**Records to use:**
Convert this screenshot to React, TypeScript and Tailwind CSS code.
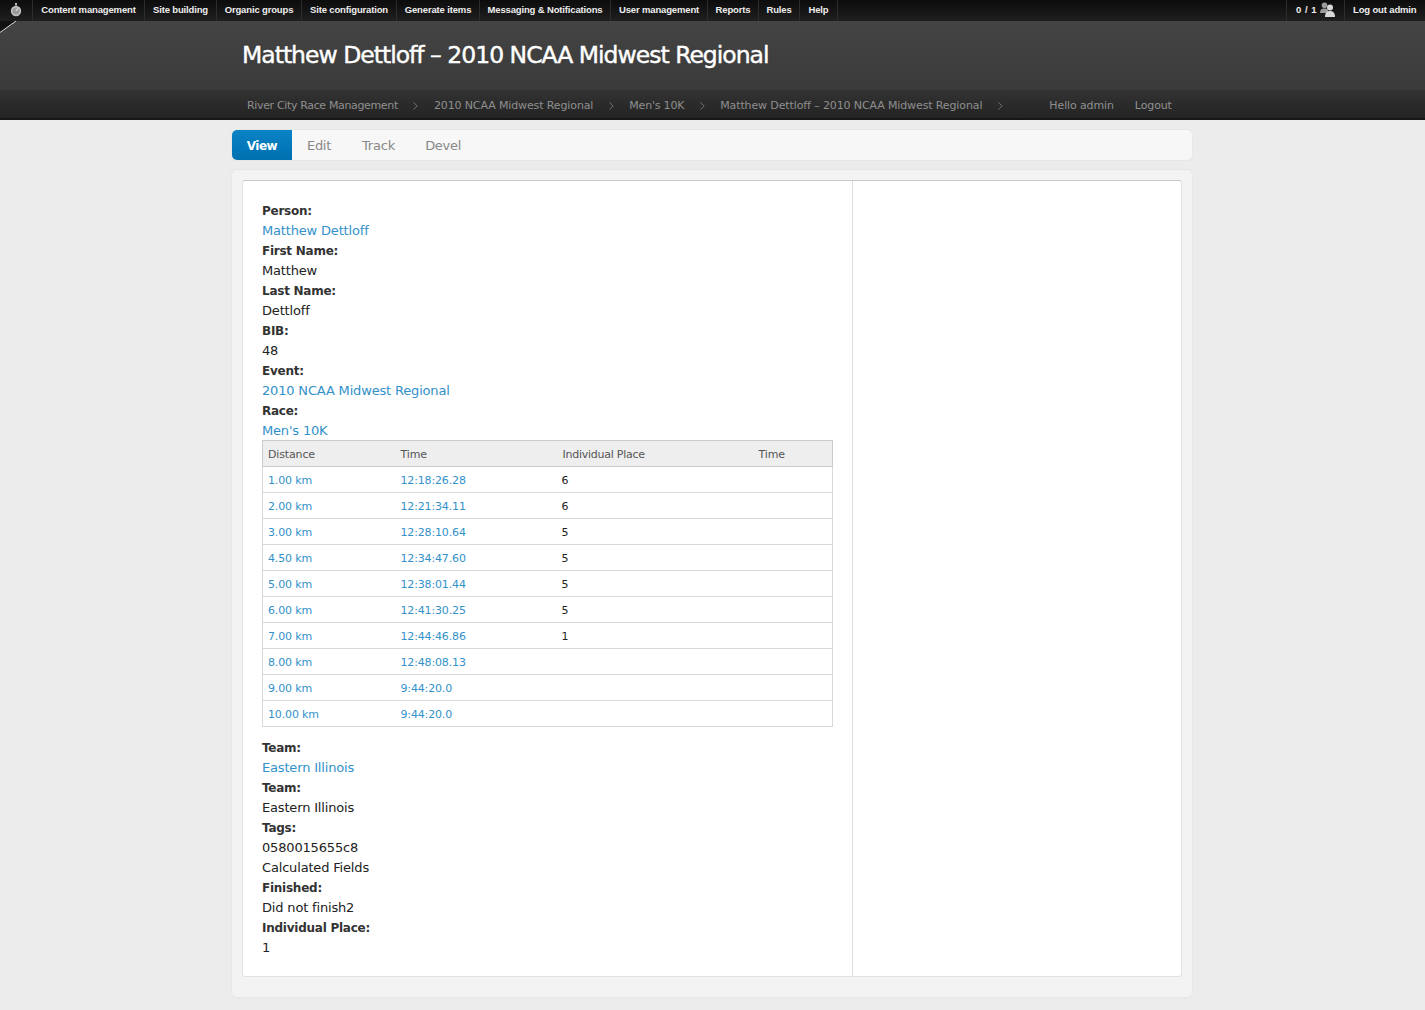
import React from "react";

const adminLinks = [
  { label: "Content management", w: "w-[112px]" },
  { label: "Site building", w: "w-[72px]" },
  { label: "Organic groups", w: "w-[85px]" },
  { label: "Site configuration", w: "w-[95px]" },
  { label: "Generate items", w: "w-[83px]" },
  { label: "Messaging & Notifications", w: "w-[131px]" },
  { label: "User management", w: "w-[97px]" },
  { label: "Reports", w: "w-[51px]" },
  { label: "Rules", w: "w-[41px]" },
  { label: "Help", w: "w-[38px]" },
];

const crumbs = [
  { label: "River City Race Management", cls: "tracking-[-0.35px]" },
  { label: "2010 NCAA Midwest Regional", cls: "" },
  { label: "Men's 10K", cls: "tracking-[-0.2px]" },
  { label: "Matthew Dettloff – 2010 NCAA Midwest Regional", cls: "" },
];

const splits = [
  ["1.00 km", "12:18:26.28", "6"],
  ["2.00 km", "12:21:34.11", "6"],
  ["3.00 km", "12:28:10.64", "5"],
  ["4.50 km", "12:34:47.60", "5"],
  ["5.00 km", "12:38:01.44", "5"],
  ["6.00 km", "12:41:30.25", "5"],
  ["7.00 km", "12:44:46.86", "1"],
  ["8.00 km", "12:48:08.13", ""],
  ["9.00 km", "9:44:20.0", ""],
  ["10.00 km", "9:44:20.0", ""],
];

function Chevron() {
  return (
    <svg width="5" height="8" viewBox="0 0 5 8" className="mx-[15.5px] shrink-0">
      <path d="M0.5 0.5 L4.2 4 L0.5 7.5" fill="none" stroke="#6f6f6f" strokeWidth="1" />
    </svg>
  );
}

function Stopwatch() {
  return (
    <svg width="12" height="14" viewBox="0 0 12 14">
      <rect x="5" y="0" width="2" height="2.5" fill="#bbb" />
      <circle cx="6" cy="8" r="5.2" fill="#c0c0c0" />
      <circle cx="6" cy="8" r="3.6" fill="#9a9a9a" />
      <path d="M6 8 L8 5.2" stroke="#eee" strokeWidth="1" />
    </svg>
  );
}

function Users() {
  return (
    <svg width="15" height="15" viewBox="0 0 15 15">
      <circle cx="4.5" cy="3.2" r="2.8" fill="#9a9a9a" />
      <path d="M0 11 C0 7 2.5 6.5 4.5 6.5 C6.5 6.5 7.5 7 8 8 L8 11 Z" fill="#9a9a9a" />
      <circle cx="10" cy="5.5" r="3" fill="#d8d8d8" />
      <path d="M5 15 C5 10 7.5 9 10 9 C12.5 9 15 10 15 15 Z" fill="#d8d8d8" />
    </svg>
  );
}

function Label({ children }: { children: React.ReactNode }) {
  return <div className="h-5 text-[12px] font-bold tracking-[-0.25px] text-[#333]">{children}</div>;
}

function Value({ children }: { children: React.ReactNode }) {
  return <div className="h-5 text-[#222]">{children}</div>;
}

function Linked({ children }: { children: React.ReactNode }) {
  return (
    <div className="h-5">
      <a className="text-[#3391c9]">{children}</a>
    </div>
  );
}

export default function App() {
  return (
    <div className="min-h-[1010px] bg-[#ececec] font-['DejaVu_Sans',sans-serif] text-[13px] leading-5 tracking-[-0.17px]">
      {/* admin menu */}
      <div className="flex h-[21px] items-center justify-between bg-gradient-to-b from-[#0c0c0c] to-[#1f1f1f] font-['Liberation_Sans',sans-serif] text-[9.5px] font-bold leading-[19px] tracking-[-0.15px] text-[#eee]">
        <div className="flex h-full">
          <div className="flex w-[33px] items-center justify-center border-r border-[#2c2c2c] pb-px">
            <Stopwatch />
          </div>
          {adminLinks.map((l) => (
            <div
              key={l.label}
              className={`${l.w} flex items-center justify-center whitespace-nowrap border-r border-[#2c2c2c] pb-[2px]`}
            >
              {l.label}
            </div>
          ))}
        </div>
        <div className="flex h-full items-center">
          <div className="flex h-full w-[59px] items-center justify-center gap-[3px] border-x border-[#2c2c2c] pb-[2px]">
            <span className="tracking-[0.5px]">0 / 1</span>
            <Users />
          </div>
          <div className="w-[80px] whitespace-nowrap pb-[2px] pl-[8px]">Log out admin</div>
        </div>
      </div>

      {/* title band */}
      <div className="relative h-[69px] bg-gradient-to-b from-[#444444] to-[#3a3a3a]">
        <div className="absolute left-0 top-0 h-[14px] w-[16px] overflow-hidden">
          <svg width="16" height="14" viewBox="0 0 16 14">
            <path d="M0 0 H16 L0 12 Z" fill="#111" />
            <path d="M0 11.5 L16 0" stroke="#ddd" strokeWidth="1" />
          </svg>
        </div>
        <div className="ml-[232px] w-[960px] pl-[10px] pt-[16px]">
          <h1 className="whitespace-nowrap text-[23.5px] font-normal leading-[36px] tracking-[-1px] text-white [-webkit-text-stroke:0.4px_white]">
            Matthew Dettloff – 2010 NCAA Midwest Regional
          </h1>
        </div>
      </div>

      {/* breadcrumb */}
      <div className="h-[30px] border-b-2 border-[#161616] bg-gradient-to-b from-[#333333] to-[#232323]">
        <div className="ml-[232px] flex h-[28px] w-[960px] items-center pl-[15px] pt-[3px] text-[11px] tracking-[-0.12px] text-[#8f8f8f]">
          {crumbs.map((c) => (
            <React.Fragment key={c.label}>
              <span className={`whitespace-nowrap ${c.cls}`}>{c.label}</span>
              <Chevron />
            </React.Fragment>
          ))}
          <span className="ml-[31px] whitespace-nowrap">Hello admin</span>
          <span className="ml-[21px]">Logout</span>
        </div>
      </div>

      <div className="ml-[232px] w-[960px] pt-[10px]">
        {/* tabs */}
        <div className="flex h-[30px] items-center rounded-[5px] bg-[#f7f7f7] text-[#888] shadow-[0_0_0_1px_#e6e6e6]">
          <div className="flex h-full w-[60px] items-center justify-center rounded-l-[5px] bg-gradient-to-b from-[#0a83c6] to-[#0070b0] pt-px text-[12px] font-bold tracking-[-0.5px] text-white">
            View
          </div>
          <div className="ml-[15px] pt-px tracking-[-0.3px]">Edit</div>
          <div className="ml-[31px] pt-px">Track</div>
          <div className="ml-[30px] pt-px tracking-[-0.3px]">Devel</div>
        </div>

        {/* content */}
        <div className="mt-[10px] rounded-[5px] bg-[#f3f3f3] p-[10px] pb-5 shadow-[0_0_0_1px_#e6e6e6]">
          <div className="flex h-[797px] rounded-[3px] border border-[#e2e2e2] border-t-[#c9c9c9] bg-white">
            <div className="w-[610px] border-r border-[#ddd] px-[19px] pt-[20px]">
              <Label>Person:</Label>
              <Linked>Matthew Dettloff</Linked>
              <Label>First Name:</Label>
              <Value>Matthew</Value>
              <Label>Last Name:</Label>
              <Value>Dettloff</Value>
              <Label>BIB:</Label>
              <Value>48</Value>
              <Label>Event:</Label>
              <Linked>2010 NCAA Midwest Regional</Linked>
              <Label>Race:</Label>
              <Linked>Men's 10K</Linked>

              <table className="mb-[11px] -mt-px w-[571px] table-fixed border-collapse text-[11px] tracking-[-0.15px]">
                <thead>
                  <tr className="h-[26px] bg-[#eeeeee] text-left text-[#555]">
                    <th className="w-[133px] border-y border-l border-[#ccc] pl-[5px] pt-[2px] font-normal">Distance</th>
                    <th className="w-[162px] border-y border-[#ccc] pl-[5px] pt-[2px] font-normal">Time</th>
                    <th className="w-[196px] border-y border-[#ccc] pl-[5px] pt-[2px] font-normal tracking-[-0.25px]">Individual Place</th>
                    <th className="border-y border-r border-[#ccc] pl-[5px] pt-[2px] font-normal">Time</th>
                  </tr>
                </thead>
                <tbody>
                  {splits.map(([dist, time, place]) => (
                    <tr key={dist} className="h-[26px] border-b border-[#d8d8d8]">
                      <td className="border-l border-[#d8d8d8] pl-[5px] pt-[2px] text-[#3391c9]">{dist}</td>
                      <td className="pl-[5px] pt-[2px] text-[#3391c9]">{time}</td>
                      <td className="pl-[4px] pt-[2px] text-[#222]">{place}</td>
                      <td className="border-r border-[#d8d8d8]" />
                    </tr>
                  ))}
                </tbody>
              </table>

              <Label>Team:</Label>
              <Linked>Eastern Illinois</Linked>
              <Label>Team:</Label>
              <Value>Eastern Illinois</Value>
              <Label>Tags:</Label>
              <Value>0580015655c8</Value>
              <Value>Calculated Fields</Value>
              <Label>Finished:</Label>
              <Value>Did not finish2</Value>
              <Label>Individual Place:</Label>
              <Value>1</Value>
            </div>
            <div className="flex-1" />
          </div>
        </div>
      </div>
    </div>
  );
}
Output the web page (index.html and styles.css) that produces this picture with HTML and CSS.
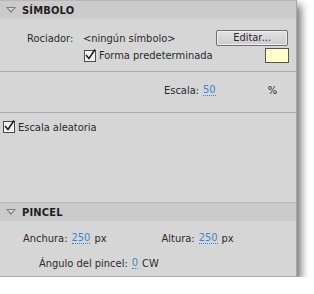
FILE: index.html
```html
<!DOCTYPE html>
<html>
<head>
<meta charset="utf-8">
<link rel="stylesheet" href="styles.css">
</head>
<body>
<div class="panel">
  <div class="hdr"><span class="tri"></span><span class="hdr-t">SÍMBOLO</span></div>
  <div class="sec sec-sym">
    <div class="row r-roc">
      <span class="lbl lbl-roc">Rociador:</span>
      <span class="val">&lt;ningún símbolo&gt;</span>
      <span class="btn">Editar...</span>
    </div>
    <div class="row r-forma">
      <span class="cb"><svg width="12" height="12" viewBox="0 0 12 12"><path d="M2 6 L5 9.5 L11 0.5" fill="none" stroke="#222" stroke-width="1.6"/></svg></span>
      <span class="lbl">Forma predeterminada</span>
      <span class="swatch"></span>
    </div>
  </div>
  <div class="sec sec-esc">
    <span class="lbl">Escala:</span>
    <span class="num n-esc">50</span>
    <span class="pct">%</span>
  </div>
  <div class="sec sec-ale">
    <div class="row r-ale">
      <span class="cb"><svg width="12" height="12" viewBox="0 0 12 12"><path d="M2 6 L5 9.5 L11 0.5" fill="none" stroke="#222" stroke-width="1.6"/></svg></span>
      <span class="lbl">Escala aleatoria</span>
    </div>
  </div>
  <div class="hdr"><span class="tri"></span><span class="hdr-t">PINCEL</span></div>
  <div class="sec sec-pin">
    <div class="row r-dim">
      <span class="lbl">Anchura:</span><span class="num n-w">250</span><span class="lbl">px</span>
      <span class="lbl l-alt">Altura:</span><span class="num n-h">250</span><span class="lbl">px</span>
    </div>
    <div class="row r-ang">
      <span class="lbl">Ángulo del pincel:</span><span class="num n-a">0</span><span class="lbl">CW</span>
    </div>
  </div>
</div>
</body>
</html>
```
FILE: styles.css
```css
html, body { margin: 0; padding: 0; background: #fff; }
body { font-family: "DejaVu Sans Condensed", "DejaVu Sans", sans-serif; font-size: 11px; color: #2a2a2a; }
.panel {
  width: 297px; height: 277px; box-sizing: border-box;
  background: #d6d6d6; border-right: 1px solid #a8a8a8; border-bottom: 1px solid #a8a8a8;
  box-shadow: 4px 5px 8px rgba(0,0,0,0.55);
  display: flex; flex-direction: column;
}
.hdr { height: 18px; background: #cbcbcb; border-top: 1px solid #b8b8b8; display: flex; align-items: center; }
.tri { width: 0; height: 0; margin-left: 6px; border-left: 5px solid transparent; border-right: 5px solid transparent; border-top: 6px solid #7a7a7a; position: relative; }
.tri::after { content: ""; position: absolute; left: -3px; top: -5px; border-left: 3px solid transparent; border-right: 3px solid transparent; border-top: 3.5px solid #dcdcdc; }
.hdr-t { font-weight: bold; margin-left: 6px; color: #1e1e1e; letter-spacing: 0.2px; }
.sec { box-sizing: border-box; border-bottom: 1px solid #a9a9a9; }
.sec-sym { height: 53px; padding-top: 11px; }
.row { display: flex; align-items: center; }
.r-roc { height: 16px; }
.lbl-roc { margin-left: 27px; width: 56px; }
.val { color: #2a2a2a; }
.btn { margin-left: auto; margin-right: 8px; width: 70px; height: 14px; border: 1px solid #6e6e6e; border-radius: 2px; background: linear-gradient(#e2e2e2, #cdcdcd); text-align: center; line-height: 14px; box-shadow: inset 0 0 0 1px #f0f0f0; }
.r-forma { height: 15px; margin-top: 2px; }
.cb { width: 10px; height: 10px; border: 1px solid #4a4a4a; background: #f2f2f2; display: inline-flex; margin-right: 3px; position: relative; }
.cb svg { position: absolute; left: -1px; top: -2px; }
.r-forma .cb { margin-left: 84px; }
.swatch { margin-left: auto; margin-right: 7px; width: 22px; height: 13px; border: 1px solid #555; background: #ffffcc; }
.sec-esc { height: 41px; display: flex; align-items: center; padding-bottom: 4px; }
.sec-esc .lbl { margin-left: 164px; }
.num { color: #3d83cc; border-bottom: 1px dotted #3d83cc; line-height: 11px; margin-left: 4px; margin-right: 4px; }
.pct { margin-left: 48px; }
.sec-ale { height: 89px; border-bottom: none; padding-top: 7px; }
.r-ale { height: 14px; }
.r-ale .cb { margin-left: 3px; }
.sec-pin { border-bottom: none; padding-top: 9px; }
.r-dim { height: 16px; }
.r-dim .lbl:first-child { margin-left: 23px; }
.l-alt { margin-left: 55px; }
.r-ang { height: 16px; margin-top: 9px; }
.r-ang .lbl:first-child { margin-left: 39px; }
```
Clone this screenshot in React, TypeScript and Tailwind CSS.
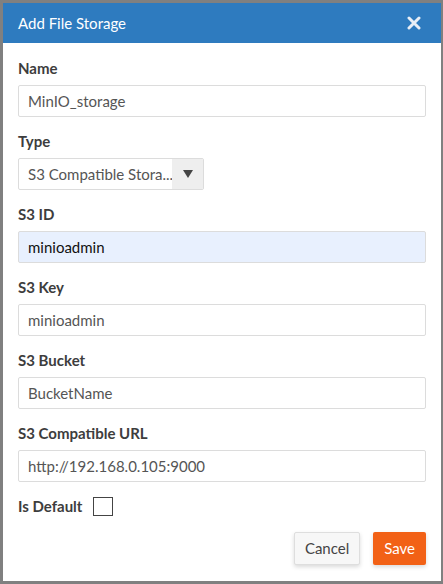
import { useState } from 'react';

const fields = [
    { label: 'S3 ID', value: 'minioadmin', autofill: true },
    { label: 'S3 Key', value: 'minioadmin' },
    { label: 'S3 Bucket', value: 'BucketName' },
    { label: 'S3 Compatible URL', value: 'http://192.168.0.105:9000' },
];

function Field({ label, children }: { label: string; children: React.ReactNode }) {
    return (
        <div className="mb-[14px]">
            <label className="block h-5 leading-5 mb-[7px] text-[15px] font-bold text-[#3d3d3d]">{label}</label>
            {children}
        </div>
    );
}

export default function App() {
    const [name, setName] = useState('MinIO_storage');
    const [isDefault, setIsDefault] = useState(false);

    return (
        <div
            className="w-[443px] h-[584px] bg-[#808080] pt-[3px] pl-[3px] pr-[2px] pb-[3px]"
            style={{ fontFamily: 'Lato, "Open Sans", sans-serif' }}
        >
            <div className="flex flex-col h-full bg-white">
                {/* Header */}
                <div className="flex items-center justify-between h-10 px-[15px] bg-[#2e7bbf] text-white">
                    <h2 className="text-[15px] font-normal">Add File Storage</h2>
                    <button className="mr-[5px] text-white">
                        <svg width="14" height="14" viewBox="0 0 14 14">
                            <path d="M2 2 L12 12 M12 2 L2 12" stroke="#e8eef6" strokeWidth="3" strokeLinecap="round" />
                        </svg>
                    </button>
                </div>

                {/* Body */}
                <div className="flex-1 pt-[15px] px-[15px]">
                    <Field label="Name">
                        <input
                            value={name}
                            onChange={e => setName(e.target.value)}
                            className="block w-full h-8 px-[9px] border border-[#dcdcdc] rounded-[2px] text-[15px] text-[#555] outline-none"
                        />
                    </Field>
                    <Field label="Type">
                        <div className="flex w-[186px] h-8 border border-[#dcdcdc] rounded-[2px] overflow-hidden">
                            <div className="flex-1 pl-[9px] leading-[30px] text-[15px] text-[#555] whitespace-nowrap overflow-hidden">S3 Compatible Stora...</div>
                            <div className="flex items-center justify-center w-[31px] shrink-0 bg-[#eeeeee]">
                                <svg width="10" height="8" viewBox="0 0 10 8">
                                    <path d="M0 0 H10 L5 8 Z" fill="#444" />
                                </svg>
                            </div>
                        </div>
                    </Field>
                    {fields.map(f => (
                        <Field key={f.label} label={f.label}>
                            <input
                                defaultValue={f.value}
                                className={`block w-full h-8 px-[9px] border border-[#dcdcdc] rounded-[2px] text-[15px] outline-none ${f.autofill ? 'bg-[#e8f0fe] text-[#111]' : 'bg-white text-[#555]'}`}
                            />
                        </Field>
                    ))}
                    <div className="flex items-center h-5 mt-[1px]">
                        <span className="text-[15px] font-bold text-[#3d3d3d]">Is Default</span>
                        <button
                            onClick={() => setIsDefault(!isDefault)}
                            className="ml-[11px] w-[20px] h-[19px] border border-[#444] bg-white"
                        />
                    </div>
                    <div className="flex justify-end gap-[13px] mt-[16px]">
                        <button className="h-[33px] px-[10px] bg-[#f7f7f7] border border-[#dedede] rounded-[2px] shadow-[0_2px_4px_rgba(0,0,0,0.15)] text-[15px] text-[#444]">
                            Cancel
                        </button>
                        <button className="h-[33px] px-[11px] bg-[#f26116] rounded-[2px] shadow-[0_2px_4px_rgba(0,0,0,0.15)] text-[15px] text-white">
                            Save
                        </button>
                    </div>
                </div>
            </div>
        </div>
    );
}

**Prompt:**
Restate the material word for word from its first line through the line containing "import React from", both included; the pictures do not belong in it.

**Response:**
Convert this screenshot to React, TypeScript and Tailwind CSS code.
import React from "react";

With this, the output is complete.